2. Return of the goods after the purpose is achieved
The delivery of the goods, in a bailment, is only for some purpose, e.g., for safe custody, for carriage, or for repair, etc. When the purpose is accomplished, the goods are to be returned or otherwise disposed of according to the directions of the person delivering them.
As stated by Section 148, the goods “shall, when the purpose is accomplished, be returned or otherwise disposed of according to the directions of the person delivering them.” This element distinguishes bailment from other transactions like sale of goods, or gift, where the property in the goods is transferred and they are not to be returned in any case. In every bailment, the same thing is to be returned either in the same form or in an altered form. When the cloth is given for being stitched into a suit, or gold for being converted into ornaments, or wheat for being converted into flour, there is bailment in each case.
In Ichha Dhanji v. Natha, (1888) 13 Bom. 338, when the money is deposited in a bank, it is not bailment, because the banker is not to return the same money to the depositor.

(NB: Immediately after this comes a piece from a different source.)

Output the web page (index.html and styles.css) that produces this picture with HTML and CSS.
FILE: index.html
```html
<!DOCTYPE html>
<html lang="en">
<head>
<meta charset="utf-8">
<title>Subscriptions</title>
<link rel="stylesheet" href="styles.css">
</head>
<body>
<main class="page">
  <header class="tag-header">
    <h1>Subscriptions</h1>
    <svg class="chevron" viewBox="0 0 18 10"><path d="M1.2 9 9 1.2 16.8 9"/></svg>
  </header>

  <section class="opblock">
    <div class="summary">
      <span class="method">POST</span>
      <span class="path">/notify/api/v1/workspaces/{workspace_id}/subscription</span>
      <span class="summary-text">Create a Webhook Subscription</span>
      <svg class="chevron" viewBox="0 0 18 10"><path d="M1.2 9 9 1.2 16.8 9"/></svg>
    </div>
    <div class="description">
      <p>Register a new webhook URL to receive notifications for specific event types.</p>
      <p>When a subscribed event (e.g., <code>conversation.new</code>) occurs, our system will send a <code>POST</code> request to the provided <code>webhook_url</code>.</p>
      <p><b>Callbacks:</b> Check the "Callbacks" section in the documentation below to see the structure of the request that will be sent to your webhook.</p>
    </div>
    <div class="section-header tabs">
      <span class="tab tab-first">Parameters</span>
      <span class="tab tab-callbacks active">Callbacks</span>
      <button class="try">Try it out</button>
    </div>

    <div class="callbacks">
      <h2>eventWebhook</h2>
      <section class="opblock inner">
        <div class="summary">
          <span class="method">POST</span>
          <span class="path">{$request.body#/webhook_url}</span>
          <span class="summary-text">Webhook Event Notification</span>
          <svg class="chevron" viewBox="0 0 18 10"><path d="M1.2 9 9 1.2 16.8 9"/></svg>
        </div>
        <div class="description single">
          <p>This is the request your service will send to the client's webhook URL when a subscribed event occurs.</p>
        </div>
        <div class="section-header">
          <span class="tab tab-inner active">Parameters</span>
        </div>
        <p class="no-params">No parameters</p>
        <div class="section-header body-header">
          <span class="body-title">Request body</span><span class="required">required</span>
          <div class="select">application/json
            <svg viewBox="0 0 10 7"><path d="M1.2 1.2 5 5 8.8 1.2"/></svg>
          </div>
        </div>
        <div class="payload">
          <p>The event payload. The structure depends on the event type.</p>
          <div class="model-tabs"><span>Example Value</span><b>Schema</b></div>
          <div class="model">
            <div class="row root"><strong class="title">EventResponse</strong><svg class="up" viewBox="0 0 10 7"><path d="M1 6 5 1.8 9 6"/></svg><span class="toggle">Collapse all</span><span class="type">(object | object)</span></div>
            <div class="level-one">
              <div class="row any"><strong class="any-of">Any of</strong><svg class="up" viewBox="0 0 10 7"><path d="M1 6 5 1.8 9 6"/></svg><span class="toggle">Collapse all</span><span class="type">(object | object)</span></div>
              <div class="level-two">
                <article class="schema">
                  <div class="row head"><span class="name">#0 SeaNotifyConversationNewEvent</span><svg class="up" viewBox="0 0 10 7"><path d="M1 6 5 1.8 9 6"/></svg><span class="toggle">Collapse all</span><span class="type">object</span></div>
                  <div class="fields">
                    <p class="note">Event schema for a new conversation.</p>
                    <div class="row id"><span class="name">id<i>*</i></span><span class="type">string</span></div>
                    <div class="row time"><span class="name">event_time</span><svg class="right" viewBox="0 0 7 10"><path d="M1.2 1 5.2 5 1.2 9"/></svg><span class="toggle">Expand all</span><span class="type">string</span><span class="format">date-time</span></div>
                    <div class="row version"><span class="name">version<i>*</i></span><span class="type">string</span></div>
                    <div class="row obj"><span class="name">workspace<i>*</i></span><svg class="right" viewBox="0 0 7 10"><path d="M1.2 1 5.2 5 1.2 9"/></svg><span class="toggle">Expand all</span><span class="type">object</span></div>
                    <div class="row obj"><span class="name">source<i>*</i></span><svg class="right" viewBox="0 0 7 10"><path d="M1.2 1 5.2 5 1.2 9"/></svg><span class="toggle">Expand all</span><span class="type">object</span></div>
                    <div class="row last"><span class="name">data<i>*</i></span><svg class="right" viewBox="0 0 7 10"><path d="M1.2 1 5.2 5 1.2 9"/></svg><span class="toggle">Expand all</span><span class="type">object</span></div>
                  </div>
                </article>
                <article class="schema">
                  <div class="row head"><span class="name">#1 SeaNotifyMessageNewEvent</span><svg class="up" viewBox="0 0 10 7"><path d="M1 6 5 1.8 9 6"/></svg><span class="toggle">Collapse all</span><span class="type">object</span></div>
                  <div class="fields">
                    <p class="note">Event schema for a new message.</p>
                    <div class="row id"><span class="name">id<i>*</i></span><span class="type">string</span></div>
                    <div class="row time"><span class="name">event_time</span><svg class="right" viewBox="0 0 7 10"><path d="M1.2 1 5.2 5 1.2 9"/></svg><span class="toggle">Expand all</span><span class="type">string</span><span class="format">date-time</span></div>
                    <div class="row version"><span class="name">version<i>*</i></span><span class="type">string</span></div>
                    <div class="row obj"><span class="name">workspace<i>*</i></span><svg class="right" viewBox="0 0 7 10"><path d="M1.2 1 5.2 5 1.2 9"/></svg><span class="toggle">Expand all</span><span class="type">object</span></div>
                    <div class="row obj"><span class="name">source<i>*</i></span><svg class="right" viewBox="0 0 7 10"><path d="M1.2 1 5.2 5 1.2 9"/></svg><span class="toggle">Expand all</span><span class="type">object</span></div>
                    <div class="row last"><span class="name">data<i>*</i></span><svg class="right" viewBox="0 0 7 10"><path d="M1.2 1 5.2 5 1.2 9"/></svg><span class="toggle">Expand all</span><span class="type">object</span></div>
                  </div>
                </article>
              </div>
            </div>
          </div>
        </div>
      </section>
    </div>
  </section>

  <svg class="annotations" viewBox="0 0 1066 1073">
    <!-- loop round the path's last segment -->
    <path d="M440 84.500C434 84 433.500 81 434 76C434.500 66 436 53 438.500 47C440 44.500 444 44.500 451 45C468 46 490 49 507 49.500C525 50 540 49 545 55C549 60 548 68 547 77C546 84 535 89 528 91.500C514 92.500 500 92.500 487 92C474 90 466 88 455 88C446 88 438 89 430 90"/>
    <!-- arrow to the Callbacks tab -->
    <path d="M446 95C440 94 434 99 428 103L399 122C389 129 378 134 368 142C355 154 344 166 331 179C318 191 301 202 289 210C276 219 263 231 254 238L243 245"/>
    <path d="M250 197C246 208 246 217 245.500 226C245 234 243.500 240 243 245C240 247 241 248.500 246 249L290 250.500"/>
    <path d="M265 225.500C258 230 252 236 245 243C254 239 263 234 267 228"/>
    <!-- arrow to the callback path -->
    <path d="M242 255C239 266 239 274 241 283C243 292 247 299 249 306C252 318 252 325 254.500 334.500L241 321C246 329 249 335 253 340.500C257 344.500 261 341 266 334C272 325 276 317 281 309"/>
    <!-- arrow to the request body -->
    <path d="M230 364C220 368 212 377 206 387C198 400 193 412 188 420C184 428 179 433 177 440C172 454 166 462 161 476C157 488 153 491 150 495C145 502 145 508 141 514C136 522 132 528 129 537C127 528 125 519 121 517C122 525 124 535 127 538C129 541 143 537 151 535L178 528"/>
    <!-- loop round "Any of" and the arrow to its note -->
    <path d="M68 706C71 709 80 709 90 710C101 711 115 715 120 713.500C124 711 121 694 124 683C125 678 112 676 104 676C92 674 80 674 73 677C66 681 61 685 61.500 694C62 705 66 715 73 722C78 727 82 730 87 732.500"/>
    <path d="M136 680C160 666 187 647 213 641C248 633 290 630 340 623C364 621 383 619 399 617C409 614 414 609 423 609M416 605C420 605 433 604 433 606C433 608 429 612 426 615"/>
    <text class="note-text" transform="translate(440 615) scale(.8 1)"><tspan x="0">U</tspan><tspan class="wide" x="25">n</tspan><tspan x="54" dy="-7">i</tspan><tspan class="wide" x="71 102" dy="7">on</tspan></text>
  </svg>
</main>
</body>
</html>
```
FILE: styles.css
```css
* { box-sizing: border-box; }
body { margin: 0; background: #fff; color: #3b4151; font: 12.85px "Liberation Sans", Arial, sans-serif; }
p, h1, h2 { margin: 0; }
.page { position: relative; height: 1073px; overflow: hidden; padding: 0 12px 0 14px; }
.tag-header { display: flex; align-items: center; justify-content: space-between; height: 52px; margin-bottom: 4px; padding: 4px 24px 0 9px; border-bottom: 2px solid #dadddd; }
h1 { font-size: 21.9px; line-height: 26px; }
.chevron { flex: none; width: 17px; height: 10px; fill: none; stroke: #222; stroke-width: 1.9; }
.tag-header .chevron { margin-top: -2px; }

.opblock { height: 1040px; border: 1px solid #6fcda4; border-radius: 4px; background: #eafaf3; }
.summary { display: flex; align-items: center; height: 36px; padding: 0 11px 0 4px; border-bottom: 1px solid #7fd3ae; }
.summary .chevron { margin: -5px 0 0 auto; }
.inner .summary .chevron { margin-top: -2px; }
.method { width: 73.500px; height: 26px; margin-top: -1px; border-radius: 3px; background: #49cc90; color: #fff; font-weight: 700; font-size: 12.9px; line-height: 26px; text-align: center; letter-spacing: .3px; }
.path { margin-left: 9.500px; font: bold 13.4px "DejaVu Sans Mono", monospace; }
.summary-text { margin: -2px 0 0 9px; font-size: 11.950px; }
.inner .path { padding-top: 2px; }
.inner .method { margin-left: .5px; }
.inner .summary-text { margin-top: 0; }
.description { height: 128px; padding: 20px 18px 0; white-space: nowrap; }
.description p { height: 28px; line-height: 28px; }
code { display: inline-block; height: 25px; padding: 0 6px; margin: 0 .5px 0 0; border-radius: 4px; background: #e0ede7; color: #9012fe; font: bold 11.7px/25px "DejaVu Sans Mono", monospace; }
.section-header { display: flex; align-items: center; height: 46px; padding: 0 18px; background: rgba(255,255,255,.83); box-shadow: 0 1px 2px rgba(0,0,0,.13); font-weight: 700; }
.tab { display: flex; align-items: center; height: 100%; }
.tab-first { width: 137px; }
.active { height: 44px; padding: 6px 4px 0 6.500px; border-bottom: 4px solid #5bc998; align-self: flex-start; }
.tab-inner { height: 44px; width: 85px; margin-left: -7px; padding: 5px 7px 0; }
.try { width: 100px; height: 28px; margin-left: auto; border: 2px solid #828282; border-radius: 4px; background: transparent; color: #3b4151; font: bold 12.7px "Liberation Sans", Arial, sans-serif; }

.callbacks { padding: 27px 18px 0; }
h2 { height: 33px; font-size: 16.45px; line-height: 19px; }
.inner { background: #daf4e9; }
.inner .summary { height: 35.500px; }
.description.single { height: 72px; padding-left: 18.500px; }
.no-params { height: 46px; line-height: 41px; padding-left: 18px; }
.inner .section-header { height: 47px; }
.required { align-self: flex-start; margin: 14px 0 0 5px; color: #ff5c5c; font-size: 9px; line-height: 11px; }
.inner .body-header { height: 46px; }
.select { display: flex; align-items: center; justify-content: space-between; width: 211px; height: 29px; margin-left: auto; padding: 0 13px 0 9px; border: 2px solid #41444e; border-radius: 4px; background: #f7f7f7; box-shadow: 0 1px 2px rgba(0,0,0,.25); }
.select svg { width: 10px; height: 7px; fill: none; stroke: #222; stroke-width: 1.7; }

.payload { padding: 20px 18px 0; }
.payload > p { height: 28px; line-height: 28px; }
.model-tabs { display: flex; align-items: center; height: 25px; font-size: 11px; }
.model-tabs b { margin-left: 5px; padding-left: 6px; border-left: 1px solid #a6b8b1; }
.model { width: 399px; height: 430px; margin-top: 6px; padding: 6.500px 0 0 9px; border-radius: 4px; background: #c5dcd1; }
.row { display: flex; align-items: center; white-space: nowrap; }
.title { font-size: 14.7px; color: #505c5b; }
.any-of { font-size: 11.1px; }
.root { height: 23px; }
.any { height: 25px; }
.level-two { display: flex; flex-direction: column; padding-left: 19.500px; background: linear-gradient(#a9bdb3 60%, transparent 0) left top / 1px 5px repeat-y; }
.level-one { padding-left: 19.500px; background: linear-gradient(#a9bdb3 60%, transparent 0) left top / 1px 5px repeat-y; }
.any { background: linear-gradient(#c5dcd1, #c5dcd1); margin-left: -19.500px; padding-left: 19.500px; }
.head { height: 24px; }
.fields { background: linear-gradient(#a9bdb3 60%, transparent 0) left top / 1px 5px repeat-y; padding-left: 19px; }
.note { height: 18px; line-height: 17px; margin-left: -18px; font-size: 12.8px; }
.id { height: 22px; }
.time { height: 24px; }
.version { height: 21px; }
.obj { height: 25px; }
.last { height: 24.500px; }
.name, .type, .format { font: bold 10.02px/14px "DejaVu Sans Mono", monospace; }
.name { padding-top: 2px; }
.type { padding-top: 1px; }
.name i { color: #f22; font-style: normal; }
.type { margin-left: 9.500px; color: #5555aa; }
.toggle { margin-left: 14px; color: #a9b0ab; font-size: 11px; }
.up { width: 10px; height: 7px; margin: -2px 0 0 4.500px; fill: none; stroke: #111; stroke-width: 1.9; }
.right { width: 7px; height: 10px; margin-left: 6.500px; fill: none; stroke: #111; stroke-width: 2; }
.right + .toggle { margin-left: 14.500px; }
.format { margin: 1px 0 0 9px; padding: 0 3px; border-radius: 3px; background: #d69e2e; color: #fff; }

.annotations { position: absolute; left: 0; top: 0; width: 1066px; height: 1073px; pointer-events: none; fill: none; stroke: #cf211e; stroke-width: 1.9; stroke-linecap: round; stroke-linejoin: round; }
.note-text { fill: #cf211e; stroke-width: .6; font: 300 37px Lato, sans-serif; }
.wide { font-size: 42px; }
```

Similarly, when an agent receives some payment on behalf of the principal, he is not the bailee thereof, because he is only bound to pay an equivalent of it to the principal rather than exactly the same currency (Bridges v. Garrett, (1870) LR. 5 CP 451). In Secretary of State for India in Council v. Sheo Singh (1880) 2 All 756, it has been held that when a number of Government promissory notes are given to a treasury for being cancelled and their consolidation into a single note of a higher denomination, there is no bailment, as the same notes are not to be returned.
When the goods are delivered without an intention to take them back and the exact cost of the goods has been charged, it would be a transaction of sale rather than a contract of bailment. This may be explained by referring to the decision of the Supreme Court in Kalyani Breweries Ltd. v. State of West Bengal AIR 1998 S.C. 70. In this case, the appellant brewed and sold beer in beer bottles. Customers were required to pay the exact cost of the bottles, apart from the price of the contents. The empty bottles could be retained by the customers but if any customer wanted to return the empty bottles, the exact cost of bottles paid by him was to be refunded to him. It was held that there was only sale of bottles, rather than bailment. The deposit amount of bottles was, therefore, liable to sales tax.
Hiring of Locker is not Bailment
In Atul Mehra v. Bank of Maharashtra A.I.R. 2003 P. & H. 11 the Punjab and Haryana High Court held that mere hiring of locker of bank would not constitute bailment as provided under Section 148. The Court said that exclusive possession of the property was sine qua non for bailment, which should be given by the hirer of the locker to the Bank. It was only thereafter, the question of reasonable case and quantum of damages to the bailed goods, would arise. In the instant care, it was not possible for the Bank to know the quantity, quality and the value of the goods that was allegedly kept in the locker. Hiring of locker, the Court thus ruled was a transaction wholly distinct in nature from a transaction of bailment.